I've used really old maple syrup. It doesn't go bad. Honey doesn't go bad, either. Archaeologists have dug up 3000 year old honey in Egyptian tombs that is still good. I have also used my heavy cream and half&half when they had expired a month before (they were still perfectly good, BTW). Last time I checked I am still alive and kickin'!
I don't blame you for wanting to not give your kidlets old food - you're a momma bear, and protecting the little ones is what momma bears do! Just cut the old fella some slack.:kiss
I would just throw it away,and probably buy a new one.The other posters are right,that depression era people tend to be more "thrifty".But this reminds me of one of my elderly patients that hoards unwrapped hamburgers and cups of cottage cheese in his dresser for days.He gets mad if you try and throw them away,even if you explain to him that its unsafe to have these unrefridgerated for long periods of time.So I just throw them away when he is asleep.
Ok, I'll admit, I was harsh this morning.
I had JUST got finished arguing with him when I posted the thread.
I am sure it would have been fine for an adult, but I was concerned that something may affect the children that wouldn't affect a grown-up.
About a month ago, I was looking for some aspirin for a headache, and found a bottle that had been there forever....he said, "Aspirin has a 20-year shelf life."

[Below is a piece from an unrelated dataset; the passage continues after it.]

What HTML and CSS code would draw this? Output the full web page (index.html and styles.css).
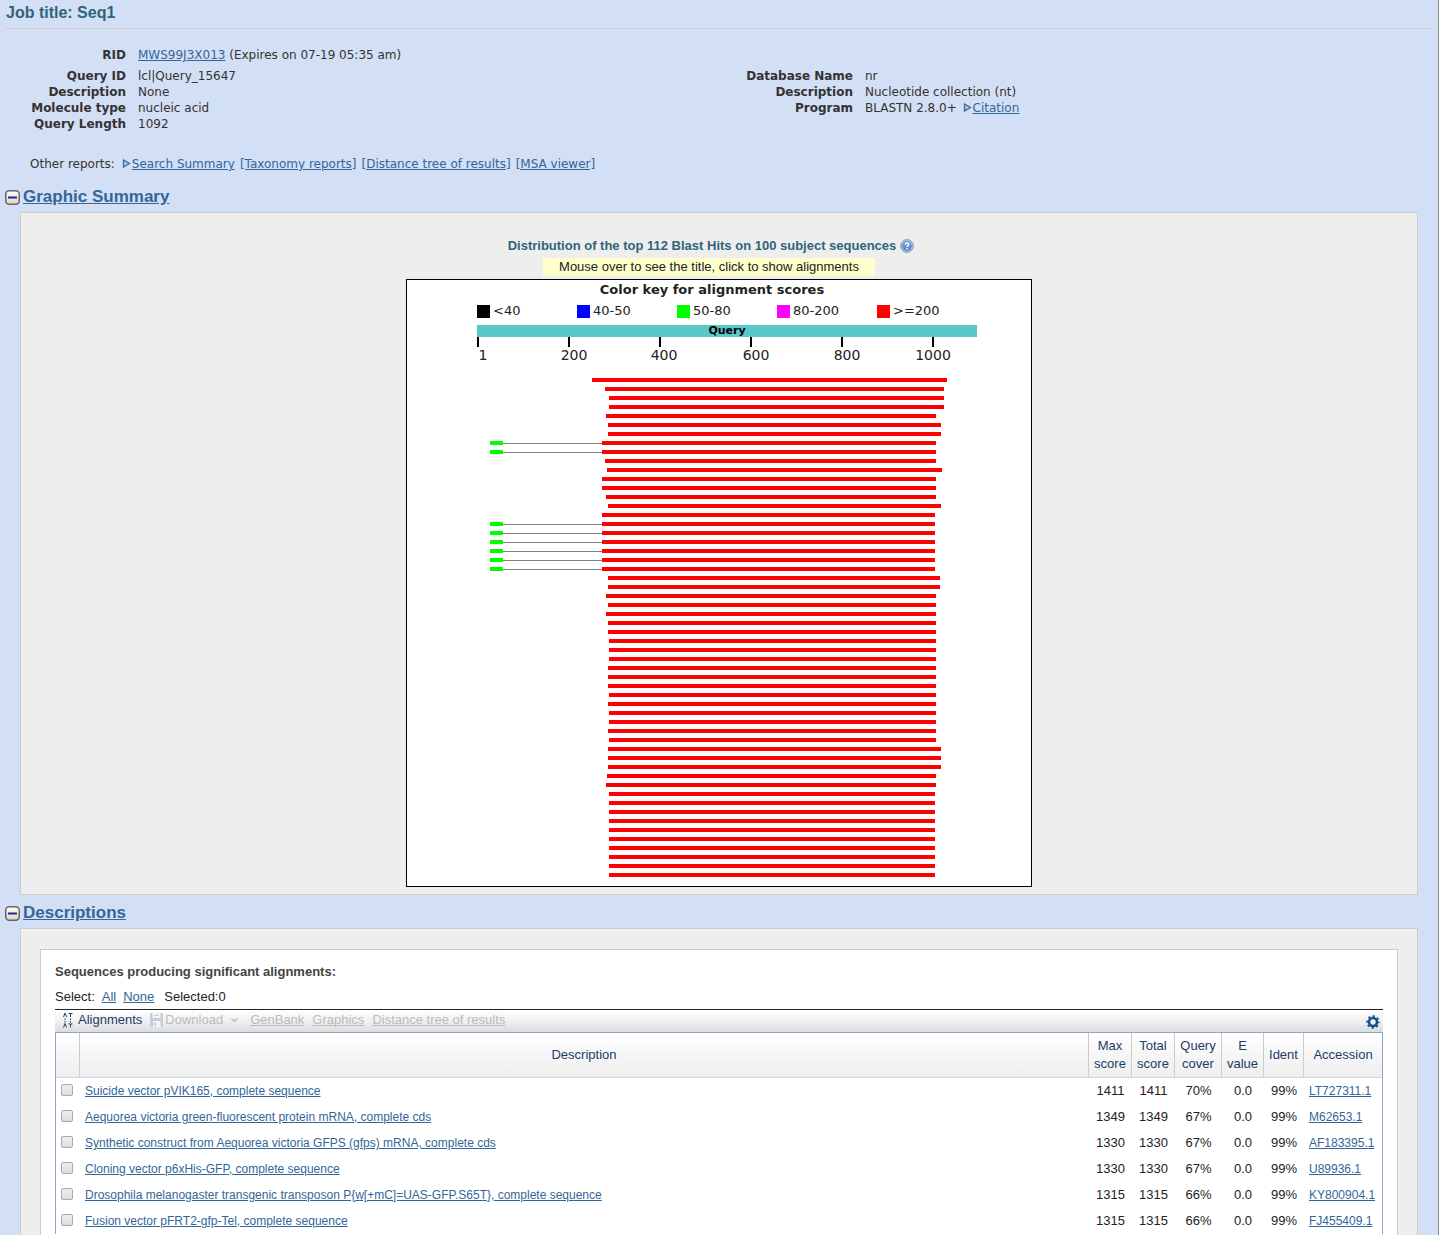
FILE: index.html
```html
<!DOCTYPE html>
<html lang="en">
<head>
<meta charset="utf-8">
<title>NCBI Blast: Seq1</title>
<link rel="stylesheet" href="styles.css">
</head>
<body>
<svg class="sprite" aria-hidden="true">
  <defs>
    <linearGradient id="toggle-fill" x1="0" y1="0" x2="0" y2="1"><stop offset="0" stop-color="#fff"/><stop offset="1" stop-color="#d8d6c0"/></linearGradient>
    <linearGradient id="help-fill" x1="0" y1="0" x2="0" y2="1"><stop offset="0" stop-color="#6f9bd8"/><stop offset="1" stop-color="#5d83bd"/></linearGradient>
  </defs>
  <symbol id="minus" viewBox="0 0 15 15"><rect x=".75" y=".75" width="13.5" height="13.5" rx="3.5" fill="url(#toggle-fill)" stroke="#666" stroke-width="1.5"/><path d="M3 7.5h9" stroke="#26268c" stroke-width="2"/></symbol>
  <symbol id="arrow" viewBox="0 0 9 9"><path d="M1.5 1v7l6-3.5z" fill="#a9c8ea" stroke="#44699c" stroke-width="1.3"/></symbol>
</svg>
<main class="page">
  <h1 class="job-title">Job title: Seq1</h1>

  <div class="info">
    <dl class="facts">
      <dt class="rid">RID</dt><dd class="rid"><a href="#rid">MWS99J3X013</a> (Expires on 07-19 05:35 am)</dd>
      <dt>Query ID</dt><dd>lcl|Query_15647</dd>
      <dt>Description</dt><dd>None</dd>
      <dt>Molecule type</dt><dd>nucleic acid</dd>
      <dt>Query Length</dt><dd>1092</dd>
    </dl>
    <dl class="facts facts-db">
      <dt>Database Name</dt><dd>nr</dd>
      <dt>Description</dt><dd>Nucleotide collection (nt)</dd>
      <dt>Program</dt><dd>BLASTN 2.8.0+ <svg class="arrow"><use href="#arrow"/></svg><a href="#citation">Citation</a></dd>
    </dl>
  </div>

  <nav class="reports">
    <span>Other reports:</span>
    <span><svg class="arrow"><use href="#arrow"/></svg><a href="#summary">Search Summary</a></span>
    <a href="#taxonomy">[Taxonomy reports]</a>
    <a href="#tree">[Distance tree of results]</a>
    <a href="#msa">[MSA viewer]</a>
  </nav>

  <section>
    <h2 class="section-title"><svg class="toggle"><use href="#minus"/></svg><a href="#graphic">Graphic Summary</a></h2>
    <div class="panel" id="graphic">
      <h3 class="graph-title">Distribution of the top 112 Blast Hits on 100 subject sequences
        <svg class="help" viewBox="0 0 14 14" role="img" aria-label="Help"><circle cx="7" cy="7" r="6.3" fill="#b9cdec" stroke="#6f8fc0"/><circle cx="7" cy="7" r="4.9" fill="url(#help-fill)"/><path d="M5.2 5.7c0-2.3 3.6-2.2 3.6-.2C8.8 6.7 7 6.9 7 8.1M7 9.1v1.5" fill="none" stroke="#fff" stroke-width="1.4"/></svg>
      </h3>
      <p class="hint">Mouse over to see the title, click to show alignments</p>
      <div class="graph">
        <h4 class="key-title">Color key for alignment scores</h4>
        <ul class="key">
          <li><i class="swatch s40"></i>&lt;40</li>
          <li><i class="swatch s50"></i>40-50</li>
          <li><i class="swatch s80"></i>50-80</li>
          <li><i class="swatch s200"></i>80-200</li>
          <li><i class="swatch smax"></i>&gt;=200</li>
        </ul>
        <div class="query">Query</div>
        <svg class="axis" viewBox="0 0 500 41">
          <path d="M1 0v10M92 0v10M183 0v10M274 0v10M365 0v10M456 0v10" stroke="#000" stroke-width="2"/>
          <g text-anchor="middle"><text x="6" y="23">1</text><text x="97" y="23">200</text><text x="187" y="23">400</text><text x="279" y="23">600</text><text x="370" y="23">800</text><text x="456" y="23">1000</text></g>
        </svg>
        <svg class="hits" viewBox="0 0 500 508" shape-rendering="crispEdges">
          <path stroke="gray" stroke-width="1" d="M26 65.5H125M26 74.5H125M26 146.5H125M26 155.5H125M26 164.5H125M26 173.5H125M26 182.5H125M26 191.5H125"/>
          <path stroke="#0f0" stroke-width="4" d="M13 65H26M13 74H26M13 146H26M13 155H26M13 164H26M13 173H26M13 182H26M13 191H26"/>
          <path stroke="#f00" stroke-width="4" d="M115 2H470M128 11H467M132 20H467M132 29H467M129 38H459M131 47H464M131 56H464M125 65H459M125 74H459M128 83H459M130 92H465M125 101H459M125 110H459M129 119H459M131 128H464M125 137H458M125 146H458M125 155H458M125 164H458M125 173H458M125 182H458M125 191H458M131 200H463M131 209H463M129 218H459M131 227H459M129 236H459M131 245H459M131 254H459M132 263H459M132 272H459M132 281H459M131 290H459M131 299H459M131 308H459M132 317H459M131 326H459M132 335H459M132 344H459M131 353H459M132 362H459M131 371H464M131 380H464M131 389H464M130 398H459M129 407H459M132 416H458M132 425H458M132 434H458M132 443H458M132 452H458M132 461H458M132 470H458M132 479H458M132 488H458M132 497H458"/>
        </svg>
      </div>
    </div>
  </section>

  <section class="descriptions">
    <h2 class="section-title"><svg class="toggle"><use href="#minus"/></svg><a href="#descr">Descriptions</a></h2>
    <div class="panel panel-descr" id="descr">
      <div class="sheet">
        <h3 class="sheet-title">Sequences producing significant alignments:</h3>
        <div class="select-row"><span>Select:</span><a href="#all">All</a><a href="#none">None</a><span class="count">Selected:0</span></div>
        <div class="toolbar">
          <button type="button" class="tool"><svg class="tool-icon" viewBox="0 0 12 16" aria-hidden="true"><path d="M1.5 5 3 1 4.500 5M6.500 1.500h4M8.500 1.500V5M1.500 15.500 3 11.500 4.500 15.500M6.500 12h4M8.500 12v3.500" fill="none" stroke="#1f4a78"/><path d="M3 6.500v1.500M3 9v1.500M8.500 6.500v1.500M8.500 9v1.500" stroke="#1f4a78"/></svg>Alignments</button>
          <button type="button" class="tool download" disabled><svg class="disk" viewBox="0 0 13 14"><path d="M0 0h13v14H0z" fill="#c3d0dc"/><path d="M2.5 0h8v5h-8zM3 8h7.5v6H3z" fill="#f2f5f7"/><path d="M4 9.5h2v3.5H4z" fill="#c3d0dc"/><path d="M4 2.5h5" stroke="#c3d0dc"/></svg>Download<svg class="chevron" viewBox="0 0 11 11"><path d="M2.5 4.500 5.500 7.500 8.500 4.500" fill="none" stroke="#b4bfca" stroke-width="1.5"/></svg></button>
          <a class="off" href="#genbank">GenBank</a>
          <a class="off" href="#graphics">Graphics</a>
          <a class="off" href="#dtree">Distance tree of results</a>
          <button type="button" class="settings" aria-label="Columns"><svg class="gear" viewBox="0 0 14 14"><circle cx="7" cy="7" r="4" fill="none" stroke="#14508c" stroke-width="2.6"/><circle cx="7" cy="7" r="5.9" fill="none" stroke="#14508c" stroke-width="1.6" stroke-dasharray="2.3 2.334" stroke-dashoffset="1.15"/></svg></button>
        </div>
        <table class="hits-table">
          <colgroup><col class="c-check"><col><col class="c-score"><col class="c-score"><col class="c-cover"><col class="c-value"><col class="c-ident"><col class="c-acc"></colgroup>
          <thead><tr><th></th><th>Description</th><th>Max<br>score</th><th>Total<br>score</th><th>Query<br>cover</th><th>E<br>value</th><th>Ident</th><th>Accession</th></tr></thead>
          <tbody>
            <tr><td><input type="checkbox" aria-label="Select LT727311.1"></td><td><a href="#h1">Suicide vector pVIK165, complete sequence</a></td><td>1411</td><td>1411</td><td>70%</td><td>0.0</td><td>99%</td><td><a href="#a1">LT727311.1</a></td></tr>
            <tr><td><input type="checkbox" aria-label="Select M62653.1"></td><td><a href="#h2">Aequorea victoria green-fluorescent protein mRNA, complete cds</a></td><td>1349</td><td>1349</td><td>67%</td><td>0.0</td><td>99%</td><td><a href="#a2">M62653.1</a></td></tr>
            <tr><td><input type="checkbox" aria-label="Select AF183395.1"></td><td><a href="#h3">Synthetic construct from Aequorea victoria GFPS (gfps) mRNA, complete cds</a></td><td>1330</td><td>1330</td><td>67%</td><td>0.0</td><td>99%</td><td><a href="#a3">AF183395.1</a></td></tr>
            <tr><td><input type="checkbox" aria-label="Select U89936.1"></td><td><a href="#h4">Cloning vector p6xHis-GFP, complete sequence</a></td><td>1330</td><td>1330</td><td>67%</td><td>0.0</td><td>99%</td><td><a href="#a4">U89936.1</a></td></tr>
            <tr><td><input type="checkbox" aria-label="Select KY800904.1"></td><td><a href="#h5">Drosophila melanogaster transgenic transposon P{w[+mC]=UAS-GFP.S65T}, complete sequence</a></td><td>1315</td><td>1315</td><td>66%</td><td>0.0</td><td>99%</td><td><a href="#a5">KY800904.1</a></td></tr>
            <tr><td><input type="checkbox" aria-label="Select FJ455409.1"></td><td><a href="#h6">Fusion vector pFRT2-gfp-Tel, complete sequence</a></td><td>1315</td><td>1315</td><td>66%</td><td>0.0</td><td>99%</td><td><a href="#a6">FJ455409.1</a></td></tr>
          </tbody>
        </table>
      </div>
    </div>
  </section>
</main>
</body>
</html>
```
FILE: styles.css
```css
* { box-sizing: border-box; }
body {
  margin: 0;
  background: #d3dff5;
  color: #333;
  font: 12px/16px "DejaVu Sans", Verdana, sans-serif;
}
h1, h2, h3, h4, p, dl, dd, ul { margin: 0; padding: 0; }
a { color: #369; text-decoration: underline; }
button { font: inherit; border: 0; background: none; padding: 0; }
.sprite { position: absolute; width: 0; height: 0; }

.page {
  display: flex;
  flex-direction: column;
  min-height: 100vh;
  border-right: 1px solid #888;
}

.job-title {
  margin: 0 6px;
  padding: 3px 0 5px;
  border-bottom: 1px solid #ccc;
  color: #2f6578;
  font: bold 16px/20px "Liberation Sans", Arial, sans-serif;
}

/* Query and database facts */
.info {
  display: grid;
  grid-template-columns: 1fr 1fr;
  gap: 16px;
  padding-top: 18px;
}
.facts {
  display: grid;
  grid-template-columns: 126px 1fr;
  column-gap: 12px;
  align-content: start;
}
.facts-db { padding-top: 21px; }
.facts dt { font-weight: bold; text-align: right; }
.facts .rid { padding-bottom: 5px; }
.arrow { width: 9px; height: 9px; margin: 0 1px 0 2px; }
.reports {
  display: flex;
  gap: 5px;
  padding: 24px 0 8px 30px;
}

.section-title {
  display: flex;
  align-items: center;
  gap: 3px;
  padding: 6px 5px 4px;
  font: bold 17px/22px "Liberation Sans", Arial, sans-serif;
}
.toggle { width: 15px; height: 15px; }
.panel {
  margin: 0 20px;
  border: 1px solid #ccc;
  background: #eee;
  padding: 23px 0 7px;
}

/* Graphic summary */
.graph-title {
  display: flex;
  justify-content: center;
  align-items: center;
  gap: 4px;
  padding-right: 16px;
  color: #2f6578;
  font: bold 13px/20px "Liberation Sans", Arial, sans-serif;
}
.help { width: 14px; height: 14px; }
.hint {
  width: 332px;
  margin: 2px auto 3px;
  position: relative;
  right: 10px;
  background: #ffc;
  color: #222;
  text-align: center;
  font: 13px/18px "Liberation Sans", Arial, sans-serif;
}
.graph {
  max-width: 626px;
  margin: 0 auto;
  padding: 2px 54px 0 70px;
  border: 1px solid #000;
  background: #fff;
  color: #222;
  font-size: 13px;
}
.key-title {
  padding-right: 30px;
  text-align: center;
  font-size: 13px;
  line-height: 16px;
}
.key {
  display: grid;
  grid-template-columns: repeat(5, 1fr);
  padding: 5px 0 6px;
  list-style: none;
}
.key li { display: flex; align-items: center; gap: 3px; height: 16px; }
.swatch { width: 13px; height: 13px; }
.s40 { background: #000; }
.s50 { background: #00f; }
.s80 { background: #0f0; }
.s200 { background: #f0f; }
.smax { background: #f00; }
.query {
  background: #58c8c8;
  color: #000;
  text-align: center;
  font-weight: bold;
  font-size: 11px;
  line-height: 12px;
}
.axis, .hits { display: block; width: 100%; }
.axis text { fill: #222; font-size: 14px; }

/* Descriptions */
.descriptions { display: flex; flex-direction: column; flex: 1; padding-top: 1px; }
.panel-descr {
  display: flex;
  flex: 1;
  padding: 20px 19px 0;
  border-bottom: 0;
}
.sheet {
  flex: 1;
  padding: 12px 14px 0;
  border: 1px solid #ccc;
  border-bottom: 0;
  background: #fff;
  color: #222;
  font: 13px/18px "Liberation Sans", Arial, sans-serif;
}
.sheet-title { color: #444; font-size: 13px; line-height: 20px; }
.select-row { display: flex; gap: 7px; padding: 6px 0 3px; }
.count { padding-left: 3px; }
.toolbar {
  display: flex;
  align-items: center;
  gap: 8px;
  height: 23px;
  padding: 0 3px 3px 7px;
  border-top: 1px solid #222;
  background: linear-gradient(#fff, #f0f0f0 50%, #dcdcdc);
}
.tool { display: flex; align-items: center; color: #1b3c66; }
.tool-icon { width: 12px; height: 16px; margin-right: 4px; }
.download { color: #bbb; }
.disk { width: 13px; height: 14px; margin-right: 2px; }
.chevron { width: 11px; height: 11px; margin: 0 2px 0 6px; }
.off { color: #bbb; }
.settings { margin-left: auto; height: 14px; padding-top: 2px; }
.gear { display: block; width: 14px; height: 14px; }

.hits-table {
  width: 100%;
  table-layout: fixed;
  border-collapse: separate;
  border-spacing: 0;
  border: 1px solid #8aa8c6;
  border-bottom: 0;
}
.c-check { width: 24px; }
.c-score { width: 43px; }
.c-cover { width: 47px; }
.c-value { width: 42px; }
.c-ident { width: 40px; }
.c-acc { width: 78px; }
.hits-table th {
  height: 45px;
  padding: 0 2px;
  border-right: 1px solid #ccc;
  border-bottom: 1px solid #ccd8e2;
  background: linear-gradient(#fff, #eee);
  color: #1b3c66;
  font-weight: normal;
}
.hits-table th:last-child { border-right: 0; }
.hits-table td { height: 26px; padding: 0; text-align: center; }
.hits-table td:nth-child(2), .hits-table td:last-child {
  padding-left: 5px;
  text-align: left;
  font-size: 12px;
  white-space: nowrap;
}
.hits-table input {
  display: block;
  appearance: none;
  width: 12px;
  height: 12px;
  margin: 0 0 2px 5px;
  border: 1px solid #aaa;
  border-radius: 2px;
  background: linear-gradient(#eee, #ddd);
}
```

I looked it up on the internet...sure enough, he was right.
As for the Vicks thing...oh yeah, he is CONVINCED that it's a cure-all...and he is starting to convice me too.
He had this spot of eczema-like rash on his elbows that was there for months...he went on this Vicks trip and sure enough, it was gone after about 2 weeks.
Weird, eh?
banditrn
1,249 Posts
Wait until you have to convince some elderly person that 'Vicks' isn't the cure all for everything!